Ah one point, more practical...
A question for Anne Black, who so vehemently fights for the compliance to
the IMCA Code of Ethics (although the IMCA-members wait since two eternities
for an official and binding declaration, how the IMCA will handle violations
of ownership- and export laws).

There one reads:
"I agree to abide by all Federal, State and Local Laws and regulations
related to the purchase, sale, trade or other related transactions concerned
with the securing or disposing of all Meteoritical material."

It's not a secret, that several people are selling meteorites without caring
about their domestic tax laws.
(And not only I would confess, that for the honest sellers it can be
somewhat frustrating to have to compete with these).
Can these sellers be IMCA-members or not?

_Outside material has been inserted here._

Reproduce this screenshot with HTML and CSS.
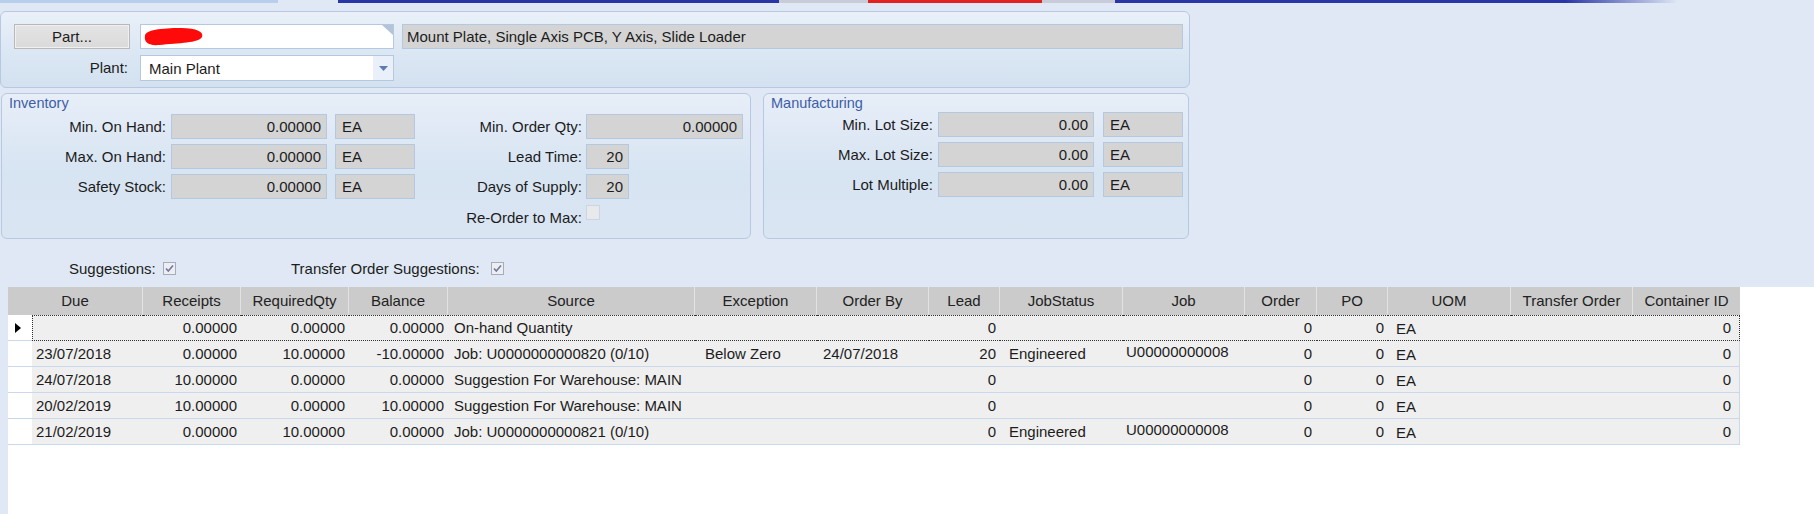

A similar aspect would be, you remember the counterstatement by IMCA against
that NYT-article with that rubbish about the alleged black meteorite market.
I felt not that comfort about that stand, because a black market means not
only a violation of ownership and export legislation, but also marketing
without paying taxes, hence moonlighting, is per definition a black market,
isn't it?

And now, I have to continue to care for my taxes.